Dana, when did the North Koreans alert the administration that they intended to submit the declaration on Thursday?
I think that this is a date that they -- that's been out there for a while. It's not anything that -- I didn't necessarily think of it as new because I'd heard and read about it in the past, so this is something --
So you don't know the time frame of the --
No, I don't. It had to have been within the last year, I guess. Maybe the last six months.
Thank you, Dana. Two questions. The President believes that the First Amendment, freedom of speech and the press, should not be denied to radio and television by the so-called Fairness Doctrine, doesn't he?
That's correct. Republican congressman Mike Pence of Indiana has introduced the Broadcaster Freedom Act, which needs only 24 more signatures on a discharged petition to go to the House floor for a vote. And my question: Since, in the House, both of Maryland's Republicans have supported the Broadcaster Freedom Act, but all six of Maryland's Democrats have refused to do so, the President recognizes this as an indication the Democrats generally want the return of the Fairness Doctrine's on-air censorship, doesn't he?
Well, I don't know if that's necessarily the case, but it sounds like you have some lobbying work to do up on Capitol Hill, so we should dispatch you up there and see if you can get it done.
He's not allowed to lobby and hold a press pass at the same time, remind him. (Laughter.)
Thank you very much. Thank you very much, CBS. (Laughter.)

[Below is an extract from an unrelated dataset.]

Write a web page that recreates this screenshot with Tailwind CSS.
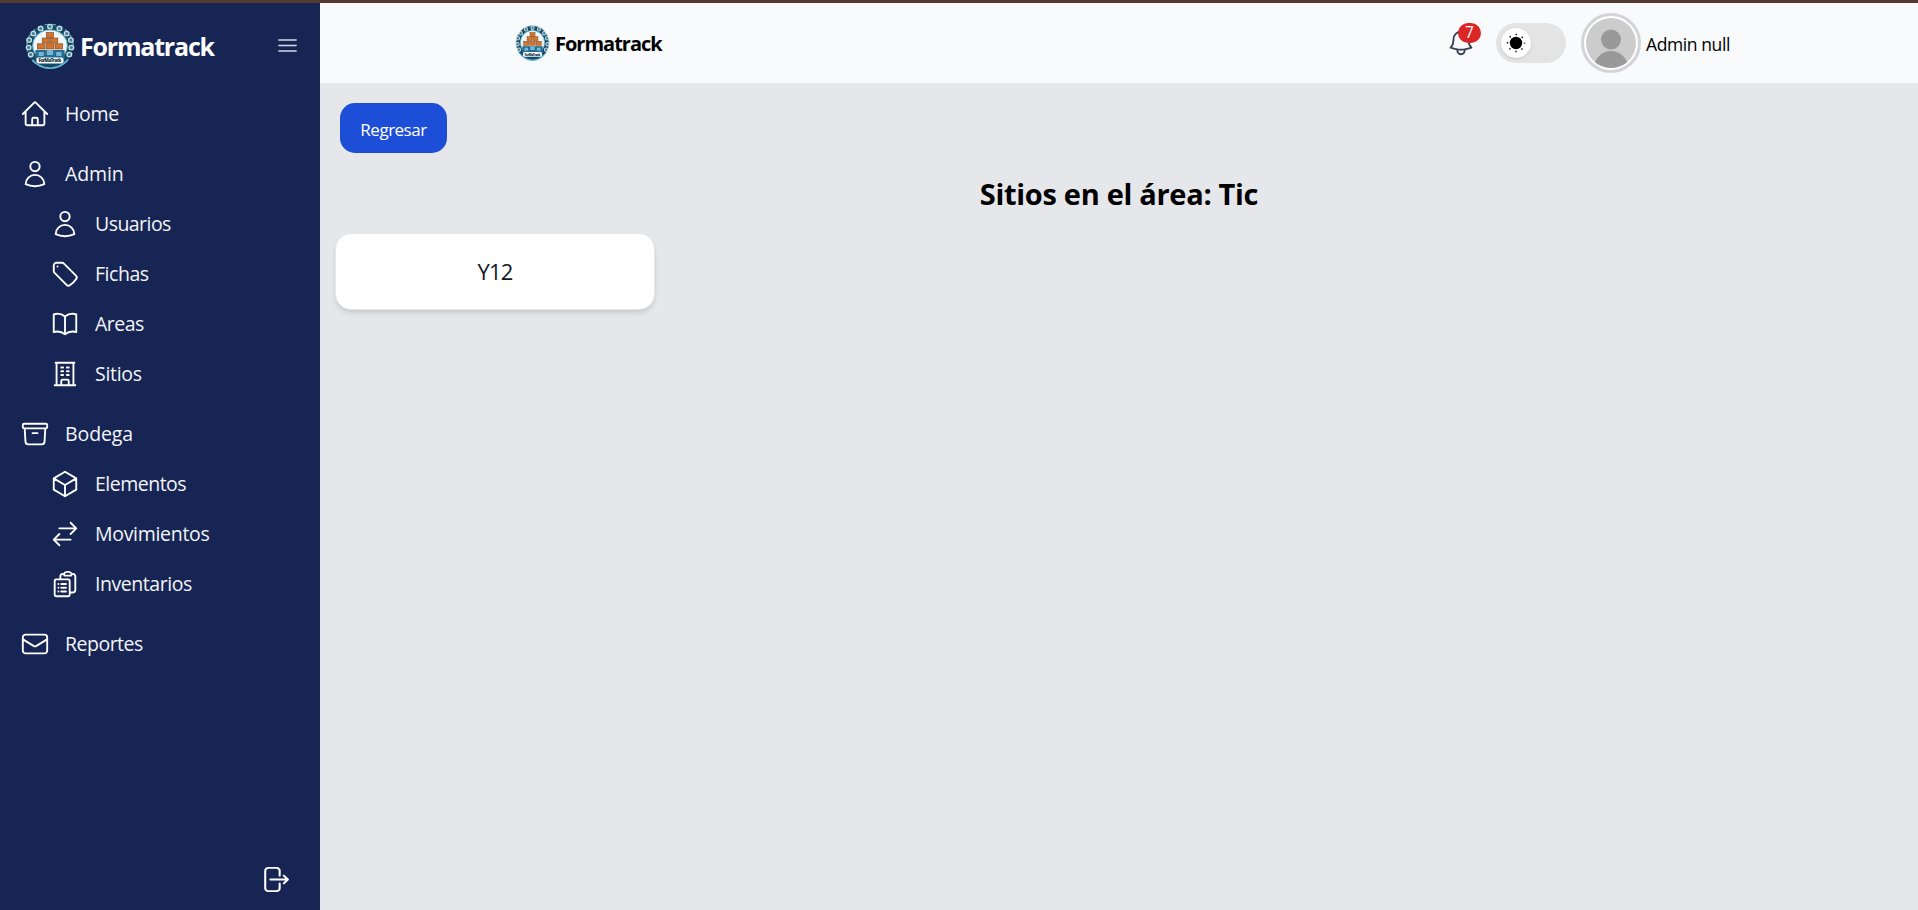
<!DOCTYPE html>
<html lang="es">
<head>
<meta charset="utf-8">
<title>Formatrack</title>
<script src="https://cdn.jsdelivr.net/npm/@tailwindcss/browser@4"></script>
</head>
<body class="h-[910px] overflow-hidden bg-[#e5e7eb] font-['Open_Sans','Noto_Sans',sans-serif] text-black">
<svg class="hidden">
  <defs>
    <symbol id="logo" viewBox="0 0 48 46" preserveAspectRatio="none">
      <ellipse cx="24" cy="23" rx="22.500" ry="22" fill="#174a61"/>
      <ellipse cx="24" cy="23" rx="22.300" ry="21.800" fill="none" stroke="#5fa9c8" stroke-width="1.200" stroke-dasharray="4 3"/>
      <g fill="#3f7d95" stroke="#c9dde3" stroke-width="1.300">
        <circle cx="24" cy="3.500" r="2.200"/><circle cx="15" cy="5.500" r="2.200"/><circle cx="33" cy="5.500" r="2.200"/>
        <circle cx="8" cy="10.500" r="2.200"/><circle cx="40" cy="10.500" r="2.200"/>
        <circle cx="4" cy="17" r="2.200"/><circle cx="44" cy="17" r="2.200"/>
        <circle cx="3.500" cy="24.500" r="2.200"/><circle cx="44.500" cy="24.500" r="2.200"/>
        <circle cx="5.500" cy="31.500" r="2.200"/><circle cx="42.500" cy="31.500" r="2.200"/>
      </g>
      <path d="M7 37q7 8.200 17 8.200T41 37" fill="none" stroke="#68bce5" stroke-width="1.500"/>
      <ellipse cx="24" cy="22.500" rx="16.500" ry="15.500" fill="#eef8fc" stroke="#78bfdb" stroke-width="1"/>
      <path d="M10 27h28v9H10z" fill="#286d91"/>
      <path d="M13 29h5v4h-5zM21 27h6v5h-6zM30 29h5v4h-5z" fill="#74b8d5"/>
      <g fill="#d0742e" stroke="#81451d" stroke-width=".6">
        <rect x="20.500" y="9.500" width="7" height="5"/>
        <rect x="16.500" y="15" width="7" height="5"/><rect x="24.500" y="15" width="7" height="5"/>
        <rect x="11.800" y="20.800" width="7.400" height="5.200"/><rect x="20.300" y="20.800" width="7.400" height="5.200"/><rect x="28.800" y="20.800" width="7.400" height="5.200"/>
      </g>
      <rect x="11" y="34.500" width="26" height="6" rx="2" fill="#fff"/>
      <text x="24" y="39.200" text-anchor="middle" textLength="22" font-family="Open Sans" font-size="4.500" font-weight="800" fill="#16364a">ForMaTrack</text>
    </symbol>
    <symbol id="user" viewBox="0 0 24 24"><path d="M15.750 6a3.750 3.750 0 1 1-7.500 0 3.750 3.750 0 0 1 7.500 0ZM4.501 20.118a7.500 7.500 0 0 1 14.998 0A17.933 17.933 0 0 1 12 21.750c-2.676 0-5.216-.584-7.499-1.632Z"/></symbol>
  </defs>
</svg>
<div class="h-[3px] bg-[#533b31]"></div>
<div class="flex h-[907px]">
  <aside class="flex w-80 shrink-0 flex-col bg-[#172554] text-white">
    <div class="flex h-[81px] items-center pt-[4px] pr-[20px] pl-[25px]">
      <svg class="h-[46px] w-[50px]"><use href="#logo"/></svg>
      <span class="ml-[5px] pt-[3px] text-[25px] font-bold tracking-[-1.2px]">Formatrack</span>
      <svg class="ml-auto size-[25px]" viewBox="0 0 24 24" fill="none" stroke="#d7dae4" stroke-width="1.500" stroke-linecap="round"><path d="M3.750 6.750h16.500M3.750 12h16.500m-16.500 5.250h16.500"/></svg>
    </div>
    <nav class="flex flex-col gap-[10px] pt-[5px] pl-5 text-[19.5px] tracking-[-0.3px] text-gray-100 [&_svg]:-mt-px [&_svg]:size-[30px] [&_svg]:shrink-0 [&_svg]:fill-none [&_svg]:stroke-white [&_svg]:stroke-[1.5] [&_a]:flex [&_a]:h-[50px] [&_a]:items-center [&_a]:gap-[15px] [&_svg]:[stroke-linecap:round] [&_svg]:[stroke-linejoin:round]">
      <a><svg viewBox="0 0 24 24"><path d="m2.250 12 8.954-8.955c.44-.439 1.152-.439 1.591 0L21.750 12M4.500 9.750v10.125c0 .621.504 1.125 1.125 1.125H9.750v-4.875c0-.621.504-1.125 1.125-1.125h2.250c.621 0 1.125.504 1.125 1.125V21h4.125c.621 0 1.125-.504 1.125-1.125V9.750M8.250 21h8.250"/></svg><span>Home</span></a>
      <div>
        <a><svg><use href="#user"/></svg><span class="tracking-[-0.1px]">Admin</span></a>
        <div class="pl-[30px]">
          <a><svg><use href="#user"/></svg><span class="tracking-[-0.55px]">Usuarios</span></a>
          <a><svg viewBox="0 0 24 24"><path d="M9.568 3H5.250A2.250 2.250 0 0 0 3 5.250v4.318c0 .597.237 1.170.659 1.591l9.581 9.581c.699.699 1.780.872 2.607.33a18.095 18.095 0 0 0 5.223-5.223c.542-.827.369-1.908-.33-2.607L11.160 3.660A2.250 2.250 0 0 0 9.568 3Z"/><path d="M6 6h.008v.008H6V6Z"/></svg><span class="tracking-[-0.45px]">Fichas</span></a>
          <a><svg viewBox="0 0 24 24"><path d="M12 6.042A8.967 8.967 0 0 0 6 3.750c-1.052 0-2.062.18-3 .512v14.250A8.987 8.987 0 0 1 6 18c2.305 0 4.408.867 6 2.292m0-14.250a8.966 8.966 0 0 1 6-2.292c1.052 0 2.062.18 3 .512v14.250A8.987 8.987 0 0 0 18 18a8.967 8.967 0 0 0-6 2.292m0-14.250v14.250"/></svg><span class="tracking-[-0.5px]">Areas</span></a>
          <a><svg viewBox="0 0 24 24"><path d="M3.750 21h16.500M4.500 3h15M5.250 3v18m13.500-18v18M9 6.750h1.500m-1.500 3h1.500m-1.500 3h1.500m3-6H15m-1.500 3H15m-1.500 3H15M9 21v-3.375c0-.621.504-1.125 1.125-1.125h3.750c.621 0 1.125.504 1.125 1.125V21"/></svg><span>Sitios</span></a>
        </div>
      </div>
      <div>
        <a><svg viewBox="0 0 24 24"><path d="m20.250 7.500-.625 10.632a2.250 2.250 0 0 1-2.247 2.118H6.622a2.250 2.250 0 0 1-2.247-2.118L3.750 7.500M10 11.250h4M3.375 7.500h17.250c.621 0 1.125-.504 1.125-1.125v-1.500c0-.621-.504-1.125-1.125-1.125H3.375c-.621 0-1.125.504-1.125 1.125v1.500c0 .621.504 1.125 1.125 1.125Z"/></svg><span class="tracking-[-0.1px]">Bodega</span></a>
        <div class="pl-[30px]">
          <a><svg viewBox="0 0 24 24"><path d="m21 7.500-9-5.250L3 7.500m18 0-9 5.250m9-5.250v9l-9 5.250M3 7.500l9 5.250M3 7.500v9l9 5.250m0-9v9"/></svg><span class="tracking-[-0.5px]">Elementos</span></a>
          <a><svg viewBox="0 0 24 24"><path d="M7.500 21 3 16.500m0 0L7.500 12M3 16.500h13.500m0-13.500L21 7.500m0 0L16.500 12M21 7.500H7.500"/></svg><span>Movimientos</span></a>
          <a><svg viewBox="0 0 24 24"><path d="M9 12h3.750M9 15h3.750M9 18h3.750m3 .75H18a2.250 2.250 0 0 0 2.250-2.250V6.108c0-1.135-.845-2.098-1.976-2.192a48.424 48.424 0 0 0-1.123-.08m-5.801 0c-.065.210-.1.433-.1.664 0 .414.336.750.750.750h4.500a.75.75 0 0 0 .750-.750 2.250 2.250 0 0 0-.1-.664m-5.800 0A2.251 2.251 0 0 1 13.500 2.250H15c1.012 0 1.867.668 2.150 1.586m-5.800 0c-.376.023-.750.050-1.124.080C9.095 4.010 8.250 4.973 8.250 6.108V8.250m0 0H4.875c-.621 0-1.125.504-1.125 1.125v11.250c0 .621.504 1.125 1.125 1.125h9.750c.621 0 1.125-.504 1.125-1.125V9.375c0-.621-.504-1.125-1.125-1.125H8.250ZM6.750 12h.008v.008H6.750V12Zm0 3h.008v.008H6.750V15Zm0 3h.008v.008H6.750V18Z"/></svg><span class="tracking-[-0.45px]">Inventarios</span></a>
        </div>
      </div>
      <a><svg viewBox="0 0 24 24"><path d="M21.750 6.750v10.500a2.250 2.250 0 0 1-2.250 2.250h-15a2.250 2.250 0 0 1-2.250-2.250V6.750m19.500 0A2.250 2.250 0 0 0 19.500 4.500h-15a2.250 2.250 0 0 0-2.250 2.250m19.500 0v.243a2.250 2.250 0 0 1-1.070 1.916l-7.500 4.615a2.250 2.250 0 0 1-2.360 0L3.320 8.910a2.250 2.250 0 0 1-1.070-1.916V6.750"/></svg><span class="tracking-[-0.5px]">Reportes</span></a>
    </nav>
    <div class="mt-auto flex justify-end pr-[29px] pb-[15px]">
      <svg class="h-[31px] w-[33px]" viewBox="0 0 24 24" preserveAspectRatio="none" fill="none" stroke="white" stroke-width="1.500" stroke-linecap="round" stroke-linejoin="round"><path d="M15.750 9V5.250A2.250 2.250 0 0 0 13.500 3h-6a2.250 2.250 0 0 0-2.250 2.250v13.500A2.250 2.250 0 0 0 7.500 21h6a2.250 2.250 0 0 0 2.250-2.250V15M18.750 15l3-3m0 0-3-3m3 3H9"/></svg>
    </div>
  </aside>
  <div class="flex min-w-0 flex-1 flex-col">
    <header class="flex h-20 items-center bg-[#f8fafc] pr-[188px] pl-[195px]">
      <svg class="h-[36px] w-[35px]"><use href="#logo"/></svg>
      <span class="ml-[5px] pt-px text-[20px] font-bold tracking-[-1px]">Formatrack</span>
      <div class="ml-auto flex items-center">
        <div class="relative size-[30px]">
          <svg class="size-[30px]" viewBox="0 0 24 24" fill="none" stroke="#374151" stroke-width="1.500" stroke-linecap="round" stroke-linejoin="round"><path d="M14.857 17.082a23.848 23.848 0 0 0 5.454-1.310A8.967 8.967 0 0 1 18 9.750V9A6 6 0 0 0 6 9v.750a8.967 8.967 0 0 1-2.312 6.022c1.733.64 3.560 1.085 5.455 1.310m5.714 0a24.255 24.255 0 0 1-5.714 0m5.714 0a3 3 0 1 1-5.714 0"/></svg>
          <span class="absolute top-[-5px] left-[12px] flex h-5 w-[23px] items-center justify-center rounded-full bg-[#dc2626] text-[15.5px] text-white">7</span>
        </div>
        <div class="ml-5 flex h-10 w-[70px] items-center rounded-full bg-[#e4e4e5] px-[5px]">
          <div class="flex size-[30px] items-center justify-center rounded-full bg-white shadow">
            <svg class="size-5" viewBox="0 0 20 20"><circle cx="10" cy="10" r="6.200"/><circle cx="10" cy="10" r="8.500" fill="none" stroke="black" stroke-width="1.500" stroke-dasharray="1.400 5.276" stroke-dashoffset=".7"/></svg>
          </div>
        </div>
        <div class="ml-[15px] size-[60px] rounded-full border-[3px] border-[#d4d4d8] bg-white p-[2px]">
          <svg class="size-full rounded-full" viewBox="0 0 50 50"><rect width="50" height="50" fill="#ccc"/><circle cx="25" cy="21.500" r="10" fill="#999"/><path d="M8 50a17 17 0 0 1 34 0z" fill="#999"/></svg>
        </div>
        <span class="ml-[5px] pt-[3px] text-[17.5px] tracking-[-0.4px]">Admin null</span>
      </div>
    </header>
    <main class="px-[15px]">
      <button class="mt-5 ml-[5px] flex h-[50px] w-[107px] items-center justify-center rounded-[15px] bg-[#1d4ed8] pt-[3px] text-[17px] tracking-[-0.5px] text-white">Regresar</button>
      <h1 class="mt-[21px] text-center text-[29px] leading-[40px] font-bold tracking-[-0.3px]">Sitios en el área: Tic</h1>
      <div class="mt-[19px] flex h-[77px] w-80 items-center justify-center rounded-[16px] border border-[#e5e7eb] bg-white text-[22px] font-medium tracking-[-0.9px] text-gray-900 shadow-md">Y12</div>
    </main>
  </div>
</div>
</body>
</html>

I'm going to go to Ed Henry.
South Korea -- do you have any status report on whether the President plans to head to South Korea, to travel --
I don't. We haven't announced the trip yet, but in regards to the South Korean deal with the -- regarding the beef issue, the U.S. Trade Representative thinks that they have gotten to a place that we could agree on regarding the age of the cow that could be sent over as beef to South Korea. And we'll see if they -- if the South Korean government is able to move forward on that. And any announcement about a trip will hopefully be forthcoming soon.